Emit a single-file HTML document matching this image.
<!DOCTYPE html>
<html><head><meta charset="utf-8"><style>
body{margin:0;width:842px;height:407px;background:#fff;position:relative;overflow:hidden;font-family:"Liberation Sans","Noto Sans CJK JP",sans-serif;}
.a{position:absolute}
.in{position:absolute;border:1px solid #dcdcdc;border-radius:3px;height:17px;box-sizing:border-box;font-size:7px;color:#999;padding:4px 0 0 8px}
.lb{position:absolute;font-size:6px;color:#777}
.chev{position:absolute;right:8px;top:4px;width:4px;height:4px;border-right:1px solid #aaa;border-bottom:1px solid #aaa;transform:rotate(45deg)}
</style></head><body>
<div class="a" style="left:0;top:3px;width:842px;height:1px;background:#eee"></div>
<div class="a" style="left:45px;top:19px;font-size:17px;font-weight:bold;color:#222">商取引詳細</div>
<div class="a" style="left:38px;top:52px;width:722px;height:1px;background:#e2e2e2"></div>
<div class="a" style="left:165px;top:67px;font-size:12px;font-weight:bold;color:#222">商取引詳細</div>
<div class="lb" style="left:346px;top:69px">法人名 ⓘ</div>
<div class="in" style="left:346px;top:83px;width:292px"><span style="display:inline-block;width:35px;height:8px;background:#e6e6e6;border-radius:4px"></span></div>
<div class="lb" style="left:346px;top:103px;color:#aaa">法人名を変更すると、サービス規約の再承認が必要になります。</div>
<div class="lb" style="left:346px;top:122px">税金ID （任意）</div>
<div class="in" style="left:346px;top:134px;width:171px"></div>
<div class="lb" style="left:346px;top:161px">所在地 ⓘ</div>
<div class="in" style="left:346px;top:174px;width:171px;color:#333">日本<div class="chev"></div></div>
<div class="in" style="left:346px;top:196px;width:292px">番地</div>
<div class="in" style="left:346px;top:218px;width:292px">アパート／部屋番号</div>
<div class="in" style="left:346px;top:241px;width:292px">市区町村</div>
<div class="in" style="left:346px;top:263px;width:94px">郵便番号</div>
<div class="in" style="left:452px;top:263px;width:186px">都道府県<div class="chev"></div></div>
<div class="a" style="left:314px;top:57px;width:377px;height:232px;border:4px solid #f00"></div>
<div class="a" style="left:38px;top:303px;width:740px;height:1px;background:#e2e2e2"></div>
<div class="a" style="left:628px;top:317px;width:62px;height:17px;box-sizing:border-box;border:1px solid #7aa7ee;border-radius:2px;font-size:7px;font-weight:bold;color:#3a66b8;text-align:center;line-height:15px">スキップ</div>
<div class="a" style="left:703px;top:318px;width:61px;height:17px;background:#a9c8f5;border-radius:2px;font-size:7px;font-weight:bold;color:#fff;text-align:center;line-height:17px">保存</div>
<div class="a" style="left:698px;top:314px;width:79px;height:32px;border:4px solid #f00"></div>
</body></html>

#### Exercise objective:
Output the whole listing above again, word for word.

#### Result:
Emit a single-file HTML document matching this image.
<!DOCTYPE html>
<html><head><meta charset="utf-8"><style>
body{margin:0;width:842px;height:407px;background:#fff;position:relative;overflow:hidden;font-family:"Liberation Sans","Noto Sans CJK JP",sans-serif;}
.a{position:absolute}
.in{position:absolute;border:1px solid #dcdcdc;border-radius:3px;height:17px;box-sizing:border-box;font-size:7px;color:#999;padding:4px 0 0 8px}
.lb{position:absolute;font-size:6px;color:#777}
.chev{position:absolute;right:8px;top:4px;width:4px;height:4px;border-right:1px solid #aaa;border-bottom:1px solid #aaa;transform:rotate(45deg)}
</style></head><body>
<div class="a" style="left:0;top:3px;width:842px;height:1px;background:#eee"></div>
<div class="a" style="left:45px;top:19px;font-size:17px;font-weight:bold;color:#222">商取引詳細</div>
<div class="a" style="left:38px;top:52px;width:722px;height:1px;background:#e2e2e2"></div>
<div class="a" style="left:165px;top:67px;font-size:12px;font-weight:bold;color:#222">商取引詳細</div>
<div class="lb" style="left:346px;top:69px">法人名 ⓘ</div>
<div class="in" style="left:346px;top:83px;width:292px"><span style="display:inline-block;width:35px;height:8px;background:#e6e6e6;border-radius:4px"></span></div>
<div class="lb" style="left:346px;top:103px;color:#aaa">法人名を変更すると、サービス規約の再承認が必要になります。</div>
<div class="lb" style="left:346px;top:122px">税金ID （任意）</div>
<div class="in" style="left:346px;top:134px;width:171px"></div>
<div class="lb" style="left:346px;top:161px">所在地 ⓘ</div>
<div class="in" style="left:346px;top:174px;width:171px;color:#333">日本<div class="chev"></div></div>
<div class="in" style="left:346px;top:196px;width:292px">番地</div>
<div class="in" style="left:346px;top:218px;width:292px">アパート／部屋番号</div>
<div class="in" style="left:346px;top:241px;width:292px">市区町村</div>
<div class="in" style="left:346px;top:263px;width:94px">郵便番号</div>
<div class="in" style="left:452px;top:263px;width:186px">都道府県<div class="chev"></div></div>
<div class="a" style="left:314px;top:57px;width:377px;height:232px;border:4px solid #f00"></div>
<div class="a" style="left:38px;top:303px;width:740px;height:1px;background:#e2e2e2"></div>
<div class="a" style="left:628px;top:317px;width:62px;height:17px;box-sizing:border-box;border:1px solid #7aa7ee;border-radius:2px;font-size:7px;font-weight:bold;color:#3a66b8;text-align:center;line-height:15px">スキップ</div>
<div class="a" style="left:703px;top:318px;width:61px;height:17px;background:#a9c8f5;border-radius:2px;font-size:7px;font-weight:bold;color:#fff;text-align:center;line-height:17px">保存</div>
<div class="a" style="left:698px;top:314px;width:79px;height:32px;border:4px solid #f00"></div>
</body></html>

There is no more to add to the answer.